ConX-SFP vs Traditional Console Servers — Comparison
Why ConX-SFP?
Traditional console servers are 1U rack-mount appliances that centralize serial console access. They work — but they consume rack space, need dedicated power, and require long copper cable runs back to a central frame.
ConX-SFP takes a different approach: put the console server directly in the SFP slot of the device you’re managing.

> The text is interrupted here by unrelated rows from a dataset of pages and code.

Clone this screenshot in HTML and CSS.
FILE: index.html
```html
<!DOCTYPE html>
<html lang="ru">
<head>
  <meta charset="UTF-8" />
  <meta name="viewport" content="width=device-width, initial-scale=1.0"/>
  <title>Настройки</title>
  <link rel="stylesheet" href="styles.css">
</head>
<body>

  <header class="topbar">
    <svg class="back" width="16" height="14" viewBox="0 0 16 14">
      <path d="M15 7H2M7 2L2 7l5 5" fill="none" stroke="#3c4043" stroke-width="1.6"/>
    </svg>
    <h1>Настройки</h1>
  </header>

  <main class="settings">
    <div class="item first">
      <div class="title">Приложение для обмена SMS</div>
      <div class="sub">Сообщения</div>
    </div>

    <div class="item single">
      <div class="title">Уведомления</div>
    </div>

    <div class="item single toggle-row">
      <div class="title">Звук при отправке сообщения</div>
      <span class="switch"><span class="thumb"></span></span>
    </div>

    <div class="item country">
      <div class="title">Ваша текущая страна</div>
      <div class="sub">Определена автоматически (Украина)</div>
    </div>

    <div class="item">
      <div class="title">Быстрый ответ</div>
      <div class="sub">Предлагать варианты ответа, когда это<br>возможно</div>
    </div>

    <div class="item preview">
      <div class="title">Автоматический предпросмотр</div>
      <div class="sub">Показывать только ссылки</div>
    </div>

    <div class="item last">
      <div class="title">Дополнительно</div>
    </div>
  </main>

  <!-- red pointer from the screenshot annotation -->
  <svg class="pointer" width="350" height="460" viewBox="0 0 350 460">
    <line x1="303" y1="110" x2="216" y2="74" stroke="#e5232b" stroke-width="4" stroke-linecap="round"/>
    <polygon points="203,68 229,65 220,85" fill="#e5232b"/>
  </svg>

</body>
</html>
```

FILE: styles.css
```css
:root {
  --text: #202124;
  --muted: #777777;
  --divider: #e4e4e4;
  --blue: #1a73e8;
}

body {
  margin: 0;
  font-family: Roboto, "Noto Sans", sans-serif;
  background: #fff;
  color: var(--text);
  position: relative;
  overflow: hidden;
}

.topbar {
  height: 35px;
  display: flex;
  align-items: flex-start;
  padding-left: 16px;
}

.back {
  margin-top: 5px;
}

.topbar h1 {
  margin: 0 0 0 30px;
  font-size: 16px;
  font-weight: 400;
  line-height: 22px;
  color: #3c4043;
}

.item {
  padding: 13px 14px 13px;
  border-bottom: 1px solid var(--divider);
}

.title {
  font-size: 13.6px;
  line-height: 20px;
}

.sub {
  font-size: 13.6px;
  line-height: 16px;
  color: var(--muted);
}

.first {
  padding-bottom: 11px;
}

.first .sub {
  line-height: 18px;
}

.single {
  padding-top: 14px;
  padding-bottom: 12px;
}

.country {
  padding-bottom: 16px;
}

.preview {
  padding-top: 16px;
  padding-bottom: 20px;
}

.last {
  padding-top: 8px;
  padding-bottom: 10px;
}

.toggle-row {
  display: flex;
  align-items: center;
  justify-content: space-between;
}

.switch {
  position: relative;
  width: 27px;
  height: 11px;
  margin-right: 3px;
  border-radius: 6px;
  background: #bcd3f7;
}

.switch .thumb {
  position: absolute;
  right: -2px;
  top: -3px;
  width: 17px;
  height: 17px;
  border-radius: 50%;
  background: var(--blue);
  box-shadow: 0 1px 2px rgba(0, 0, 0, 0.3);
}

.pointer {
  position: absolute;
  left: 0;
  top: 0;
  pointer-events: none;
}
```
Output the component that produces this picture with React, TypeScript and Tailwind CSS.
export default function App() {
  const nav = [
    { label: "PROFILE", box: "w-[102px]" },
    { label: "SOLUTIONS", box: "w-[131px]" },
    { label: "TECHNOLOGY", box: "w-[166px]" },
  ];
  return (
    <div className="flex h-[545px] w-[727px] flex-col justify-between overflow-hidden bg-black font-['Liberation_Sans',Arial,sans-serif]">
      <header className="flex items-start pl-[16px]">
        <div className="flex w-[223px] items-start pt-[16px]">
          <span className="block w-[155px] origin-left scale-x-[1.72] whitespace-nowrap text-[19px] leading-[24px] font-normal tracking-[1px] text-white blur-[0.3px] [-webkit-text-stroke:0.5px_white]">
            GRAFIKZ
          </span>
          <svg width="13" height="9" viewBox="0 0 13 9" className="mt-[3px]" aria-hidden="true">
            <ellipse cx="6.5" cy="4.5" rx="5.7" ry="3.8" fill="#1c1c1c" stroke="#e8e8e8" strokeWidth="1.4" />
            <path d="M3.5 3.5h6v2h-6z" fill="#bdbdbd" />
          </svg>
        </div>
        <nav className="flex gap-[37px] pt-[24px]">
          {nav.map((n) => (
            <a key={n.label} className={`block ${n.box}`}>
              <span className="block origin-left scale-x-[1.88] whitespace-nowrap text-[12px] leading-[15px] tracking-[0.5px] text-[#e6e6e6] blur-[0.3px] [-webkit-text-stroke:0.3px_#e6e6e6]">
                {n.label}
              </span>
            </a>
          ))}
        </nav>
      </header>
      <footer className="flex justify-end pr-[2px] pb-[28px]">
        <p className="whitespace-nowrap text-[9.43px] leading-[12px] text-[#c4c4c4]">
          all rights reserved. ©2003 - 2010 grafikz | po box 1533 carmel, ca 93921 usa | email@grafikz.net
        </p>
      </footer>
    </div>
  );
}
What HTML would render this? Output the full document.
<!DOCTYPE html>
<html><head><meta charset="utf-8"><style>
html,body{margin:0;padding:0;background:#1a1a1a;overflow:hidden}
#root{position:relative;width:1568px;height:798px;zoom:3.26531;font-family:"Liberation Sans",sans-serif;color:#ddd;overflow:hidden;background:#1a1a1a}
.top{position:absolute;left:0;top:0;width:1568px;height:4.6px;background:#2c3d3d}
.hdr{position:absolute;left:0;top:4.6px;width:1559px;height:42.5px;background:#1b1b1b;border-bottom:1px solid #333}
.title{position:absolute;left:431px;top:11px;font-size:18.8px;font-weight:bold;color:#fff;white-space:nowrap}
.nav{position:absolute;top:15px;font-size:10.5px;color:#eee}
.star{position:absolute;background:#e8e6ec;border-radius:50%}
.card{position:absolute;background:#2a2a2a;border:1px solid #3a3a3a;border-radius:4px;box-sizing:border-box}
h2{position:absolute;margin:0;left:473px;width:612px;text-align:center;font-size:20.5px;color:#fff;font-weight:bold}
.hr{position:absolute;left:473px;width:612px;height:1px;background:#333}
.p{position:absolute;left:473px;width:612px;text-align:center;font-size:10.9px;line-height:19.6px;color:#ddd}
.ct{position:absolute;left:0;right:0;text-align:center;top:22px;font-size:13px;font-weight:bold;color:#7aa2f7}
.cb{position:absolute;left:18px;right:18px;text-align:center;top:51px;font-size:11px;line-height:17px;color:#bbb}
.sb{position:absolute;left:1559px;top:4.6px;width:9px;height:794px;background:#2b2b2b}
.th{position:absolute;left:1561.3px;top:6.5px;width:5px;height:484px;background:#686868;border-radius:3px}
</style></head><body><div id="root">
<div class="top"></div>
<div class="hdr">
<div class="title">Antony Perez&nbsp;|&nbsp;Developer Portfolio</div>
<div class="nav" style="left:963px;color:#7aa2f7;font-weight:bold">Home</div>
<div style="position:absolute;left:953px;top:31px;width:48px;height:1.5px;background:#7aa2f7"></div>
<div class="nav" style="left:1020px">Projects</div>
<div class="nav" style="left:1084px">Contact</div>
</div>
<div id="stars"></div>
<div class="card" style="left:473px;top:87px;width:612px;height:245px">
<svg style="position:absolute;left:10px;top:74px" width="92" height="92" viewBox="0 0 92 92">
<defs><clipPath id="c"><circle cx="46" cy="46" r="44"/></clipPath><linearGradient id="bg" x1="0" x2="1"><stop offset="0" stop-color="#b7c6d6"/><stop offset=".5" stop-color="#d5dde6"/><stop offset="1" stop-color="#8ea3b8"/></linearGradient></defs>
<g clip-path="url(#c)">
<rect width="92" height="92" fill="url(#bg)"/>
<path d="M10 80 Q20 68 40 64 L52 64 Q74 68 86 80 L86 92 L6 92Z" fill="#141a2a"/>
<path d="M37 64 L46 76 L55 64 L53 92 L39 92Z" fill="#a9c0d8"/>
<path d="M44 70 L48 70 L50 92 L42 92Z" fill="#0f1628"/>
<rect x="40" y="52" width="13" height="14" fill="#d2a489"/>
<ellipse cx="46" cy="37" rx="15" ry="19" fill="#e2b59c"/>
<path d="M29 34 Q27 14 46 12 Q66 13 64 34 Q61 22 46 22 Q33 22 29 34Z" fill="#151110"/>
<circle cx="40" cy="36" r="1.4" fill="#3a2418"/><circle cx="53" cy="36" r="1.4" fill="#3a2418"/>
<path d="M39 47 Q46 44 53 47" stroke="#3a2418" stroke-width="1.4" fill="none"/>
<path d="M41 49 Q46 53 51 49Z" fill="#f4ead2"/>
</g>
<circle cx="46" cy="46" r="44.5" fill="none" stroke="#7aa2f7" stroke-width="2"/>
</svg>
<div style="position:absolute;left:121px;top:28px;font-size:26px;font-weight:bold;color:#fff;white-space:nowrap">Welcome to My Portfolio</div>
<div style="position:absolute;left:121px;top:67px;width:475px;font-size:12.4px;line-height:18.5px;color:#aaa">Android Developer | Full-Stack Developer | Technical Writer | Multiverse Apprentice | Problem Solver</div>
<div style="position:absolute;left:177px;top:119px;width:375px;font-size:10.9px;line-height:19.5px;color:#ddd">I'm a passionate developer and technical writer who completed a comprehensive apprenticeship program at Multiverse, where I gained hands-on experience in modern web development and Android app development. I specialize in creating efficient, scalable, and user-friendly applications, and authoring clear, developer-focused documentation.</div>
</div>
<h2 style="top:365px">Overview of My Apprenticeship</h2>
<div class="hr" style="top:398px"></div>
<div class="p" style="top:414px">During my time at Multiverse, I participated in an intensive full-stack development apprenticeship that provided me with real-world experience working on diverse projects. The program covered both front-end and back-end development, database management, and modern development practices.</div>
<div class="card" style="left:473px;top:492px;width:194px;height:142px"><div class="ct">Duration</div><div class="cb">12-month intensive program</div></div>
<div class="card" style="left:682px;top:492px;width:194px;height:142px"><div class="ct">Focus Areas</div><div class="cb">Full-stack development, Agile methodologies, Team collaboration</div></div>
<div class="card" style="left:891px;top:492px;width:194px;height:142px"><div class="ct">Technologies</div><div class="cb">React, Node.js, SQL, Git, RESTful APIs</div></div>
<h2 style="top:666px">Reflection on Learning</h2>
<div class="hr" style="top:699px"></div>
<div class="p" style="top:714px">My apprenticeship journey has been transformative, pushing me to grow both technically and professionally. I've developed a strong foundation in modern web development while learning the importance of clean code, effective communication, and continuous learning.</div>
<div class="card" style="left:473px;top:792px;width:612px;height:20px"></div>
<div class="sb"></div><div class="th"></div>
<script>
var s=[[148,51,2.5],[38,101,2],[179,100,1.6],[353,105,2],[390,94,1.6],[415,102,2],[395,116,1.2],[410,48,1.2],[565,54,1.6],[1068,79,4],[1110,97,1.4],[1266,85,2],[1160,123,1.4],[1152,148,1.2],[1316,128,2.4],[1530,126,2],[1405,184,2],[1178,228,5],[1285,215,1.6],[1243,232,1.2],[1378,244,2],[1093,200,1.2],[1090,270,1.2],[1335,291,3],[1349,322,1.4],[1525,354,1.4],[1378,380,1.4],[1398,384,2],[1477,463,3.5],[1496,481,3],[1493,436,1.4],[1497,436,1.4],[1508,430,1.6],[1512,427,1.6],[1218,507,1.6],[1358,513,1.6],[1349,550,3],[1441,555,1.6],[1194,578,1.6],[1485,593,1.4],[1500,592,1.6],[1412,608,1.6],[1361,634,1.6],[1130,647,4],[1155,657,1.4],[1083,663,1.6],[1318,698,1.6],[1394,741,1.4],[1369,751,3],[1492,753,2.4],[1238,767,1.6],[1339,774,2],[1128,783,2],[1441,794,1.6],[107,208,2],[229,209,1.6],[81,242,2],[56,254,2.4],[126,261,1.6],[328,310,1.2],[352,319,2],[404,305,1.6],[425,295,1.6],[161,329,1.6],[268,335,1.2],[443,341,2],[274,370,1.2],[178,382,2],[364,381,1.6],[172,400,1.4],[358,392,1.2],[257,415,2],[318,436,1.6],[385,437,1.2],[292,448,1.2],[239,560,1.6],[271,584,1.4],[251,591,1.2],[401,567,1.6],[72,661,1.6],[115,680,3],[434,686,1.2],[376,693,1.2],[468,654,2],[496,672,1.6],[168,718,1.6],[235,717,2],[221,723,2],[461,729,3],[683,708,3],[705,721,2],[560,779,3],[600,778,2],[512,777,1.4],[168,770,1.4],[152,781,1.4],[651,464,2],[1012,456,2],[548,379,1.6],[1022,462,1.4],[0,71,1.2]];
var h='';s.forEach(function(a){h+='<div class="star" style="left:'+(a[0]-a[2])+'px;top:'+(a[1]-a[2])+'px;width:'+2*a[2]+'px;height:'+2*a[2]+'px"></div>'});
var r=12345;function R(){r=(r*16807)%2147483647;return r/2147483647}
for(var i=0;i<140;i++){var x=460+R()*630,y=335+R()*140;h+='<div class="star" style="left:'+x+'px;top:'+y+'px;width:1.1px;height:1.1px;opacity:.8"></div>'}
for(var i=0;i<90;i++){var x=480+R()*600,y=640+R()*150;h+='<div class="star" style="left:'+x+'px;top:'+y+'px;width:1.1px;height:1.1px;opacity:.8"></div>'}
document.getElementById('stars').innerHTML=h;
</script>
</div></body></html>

It functions as an RS-232 to Ethernet converter and serial over IP gateway in a standard SFP module — no external serial device server required.
Feature Comparison
| Feature | Traditional Console Server | ConX-SFP |
|---|---|---|
| Rack Space | 1U – 2U per unit | 0U — fits in existing SFP slot |
| Power | Dedicated AC power cord | Powered by host SFP slot |
| Cabling | Long copper bundles to central frame | Local serial cable only |
| Deployment Time | 30–60 minutes per unit | ~5 minutes |
| Works Through NAT/CGNAT | Requires VPN or firewall rules | Yes — outbound-only TLS |
| Air-Gapped Option | Varies by vendor | Yes — on-prem ConX Portal |
| Scalability | Replace or add entire appliance | Add one SFP at a time |
| Per-Port Cost | $$$ | $ |
| Central Management | Vendor-specific platform | ConX Portal (cloud or on-prem) |
| Console Capture & AI | Limited or add-on | Built in — AI-powered log analysis |
When to use ConX-SFP
- Dense racks where there’s no room for another 1U appliance
- Remote sites behind NAT/CGNAT where VPN setup is impractical
- Distributed networks where you need console access at every location, not just head-end
- Rapid deployments where a 5-minute install matters
- Industrial / OT sites where RS-232 console is the only management interface
When a traditional console server might still make sense
- You have a small number of racks with many serial devices concentrated in one location
- You need high-density port counts (48+ ports) in a single appliance
- Your existing console server fleet is already deployed and working
The bottom line
ConX-SFP doesn’t replace every console server in every scenario. But for distributed networks, remote sites, and dense racks where space and simplicity matter, it eliminates the overhead of traditional approaches entirely.